Folks like you make great witnesses. Kean's UFO book is full of such credible descriptions and encounters. It's likely that most strange aircraft are terrestrial. You have to wonder about a small fraction of sightings, though.

I saw a strange craft, in your old neck of the woods, when I was in grade school. We were at my aunt's house, which was close to Wright-Patterson. I was alone at the time. I saw what looked like a toy Stealth float and hover in a tiny clearing between some trees. I assumed that it was a military experiment of some kind due to its proximity to the base. Still, it definitely took me aback. This was quite some time before the Stealth project was public knowledge. Let's hope that the Aviary didn't see me watching it. ;)

Uncle Duke

Sardondi:

Back in the late 90s, I worked with a retired USAF Lt Col who had flown F-111s out of the UK.  As it turns out, we were in the UK together on business when the subject of UFOs came up over dinner in a local pub.  He proceeded to tell me about seeing one of the large, triangle shaped a/c out over the North Sea.  He radioed air traffic control to see if they had any a/c in his area, but was told no.  He took the hint that he wasn't seeing anything, and dropped it at that point. The funny part was both of us, knowing each other's background, thought the other knew the truth behind the object he (and his right-seater) saw that day.  It was comical as we verbally sparred to get the other to say something.  I honestly had no idea, still don't know if he knew (or later discovered) what it was.

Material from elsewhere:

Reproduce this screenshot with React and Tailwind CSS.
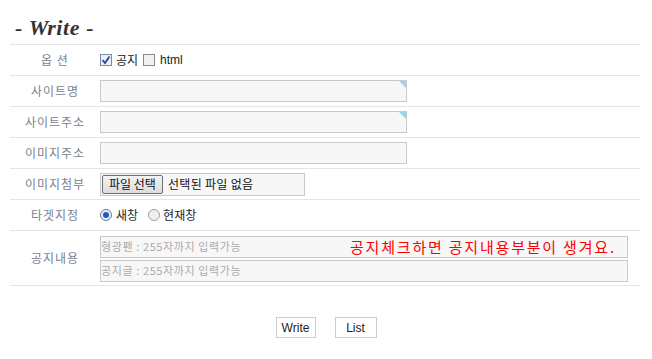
import React from "react";

const font = { fontFamily: '"Noto Sans CJK KR", "Noto Sans", sans-serif' };

function Row({ label, children, h = "h-[31px]" }) {
  return (
    <div className={`flex items-center border-b border-[#e5e5e5] ${h}`}>
      <div className="w-[90px] text-center text-[12px] text-[#7a8290] tracking-[1px]">{label}</div>
      <div className="flex-1 flex items-center">{children}</div>
    </div>
  );
}

function Field({ w = "w-[307px]", corner = false }) {
  return (
    <div className={`relative ${w} h-[22px] bg-[#f7f7f7] border border-[#c9c9c9]`}>
      {corner && (
        <div className="absolute top-0 right-0 w-0 h-0 border-t-[7px] border-t-[#8fd8f0] border-l-[7px] border-l-transparent" />
      )}
    </div>
  );
}

export default function App() {
  return (
    <div className="w-[652px] h-[359px] bg-white" style={font}>
      <div className="px-[10px]">
        <div className="h-[44px] pl-[5px] pt-[16px]">
          <span
            className="text-[22px] font-bold italic text-[#333] leading-none tracking-[0.6px]"
            style={{ fontFamily: '"Liberation Serif", serif' }}
          >
            - Write -
          </span>
        </div>
        <div className="w-[630px] border-t border-[#e5e5e5]">
          <Row label="옵 션">
            <div className="flex items-center text-[12px] text-[#222]">
              <span className="w-[12px] h-[12px] border border-[#7b8aa8] bg-[#eef1f8] flex items-center justify-center">
                <svg width="10" height="10" viewBox="0 0 10 10">
                  <path d="M1.5 5 L4 8 L8.5 1.5" stroke="#2a3f9a" strokeWidth="1.8" fill="none" />
                </svg>
              </span>
              <span className="ml-[4px]">공지</span>
              <span className="ml-[5px] w-[12px] h-[12px] border border-[#8a8a8a] bg-[#f0f0f0]" />
              <span className="ml-[5px]" style={{ fontFamily: '"Liberation Sans", sans-serif' }}>html</span>
            </div>
          </Row>
          <Row label="사이트명">
            <Field corner />
          </Row>
          <Row label="사이트주소">
            <Field corner />
          </Row>
          <Row label="이미지주소">
            <Field />
          </Row>
          <Row label="이미지첨부">
            <div className="w-[205px] h-[23px] bg-[#f7f7f7] border border-[#c9c9c9] flex items-center text-[12px] text-[#111]">
              <span className="ml-[1px] h-[19px] w-[61px] flex items-center justify-center border border-[#6f6f6f] rounded-[2px] bg-gradient-to-b from-[#f4f4f4] to-[#dcdcdc]">
                파일 선택
              </span>
              <span className="ml-[5px] tracking-[0.3px]">선택된 파일 없음</span>
            </div>
          </Row>
          <Row label="타겟지정">
            <div className="flex items-center text-[12px] text-[#222]">
              <span className="w-[12px] h-[12px] rounded-full border border-[#6b7f9f] bg-[#e8eef6] flex items-center justify-center">
                <span className="w-[6px] h-[6px] rounded-full bg-[#1d5fb0]" />
              </span>
              <span className="ml-[4px]">새창</span>
              <span className="ml-[10px] w-[12px] h-[12px] rounded-full border border-[#a0a0a0] bg-[#eee]" />
              <span className="ml-[3px]">현재창</span>
            </div>
          </Row>
          <Row label="공지내용" h="h-[55px]">
            <div className="flex flex-col gap-[2px] pt-[1px]">
              <div className="relative w-[528px] h-[22px] bg-[#f7f7f7] border border-[#c9c9c9] flex items-center text-[11px] text-[#aaa] tracking-[0.6px]">
                <span>형광펜 : 255자까지 입력가능</span>
                <span className="absolute left-[249px] top-[-1px] text-[15px] text-[#ff0000] whitespace-nowrap tracking-[1.8px]">
                  공지체크하면 공지내용부분이 생겨요.
                </span>
              </div>
              <div className="w-[528px] h-[22px] bg-[#f7f7f7] border border-[#c9c9c9] flex items-center text-[11px] text-[#aaa] tracking-[0.6px]">
                <span>공지글 : 255자까지 입력가능</span>
              </div>
            </div>
          </Row>
        </div>
        <div className="flex justify-center gap-[19px] pt-[31px] text-[12px] text-[#222]" style={{ fontFamily: '"Liberation Sans", sans-serif' }}>
          <div className="w-[40px] h-[21px] border border-[#ccc] flex items-center justify-center">Write</div>
          <div className="w-[42px] h-[21px] border border-[#ccc] flex items-center justify-center">List</div>
        </div>
      </div>
    </div>
  );
}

On the night of 1 Jan 2007, I was watching the Boise St v. Oklahoma Fiesta Bowl.  Toward the end of the first half, sometime after 11pm EST, I heard a very odd, deep throbbing/rumbling sound.  You could say I felt it as much as I heard it.  I went outside, and there quite clearly in the full-moon sky was a contrail moving west-to-east at very high speed.  What caught my attention was the "donut-on-a-rope" appearance of the contrail.  I'd read of such contrails in the past in multiple sources like "Aviation Week", supposedly associated with the long rumored "Aurora" hypersonic aircraft.  Don't know what was making that contrail, but I saw the contrail very clearly.  Some months later, the WPAFB/military aviation writer for the "Dayton Daily News" wrote a story about others seeing the same type of contrail in the local night sky. Still don't know what it was, but I'm convinced it was the same thing the aviation media had been reporting on for some time.  I never heard anyone mention "Aurora" while with the DoD, but that doesn't mean there wasn't an American a/c of great capability creating those unusual contrails.  What the DoD (or CIA?) called it would have probably been something quite different than the name given by the aviation press.

lonevoice

I grew up in a home that was haunted.  It may have been haunted by the spirits of the Japanese-Americans who had been imprisoned in the relocation camp from which the structure used as the foundation of this home had been relocated and repurposed.   It may have been haunted by the multi-generational familial spirits that attached themselves to the vile and vicious history of some family members who also lived in the home.   It may have been haunted by the angry spirit of my father whose premature death created many reasons for him to seek retribution for what became of the home and its inhabitants after his untimely passing.  The manifestations were so frequent and varied, it may have been haunted by the spirits of all of those.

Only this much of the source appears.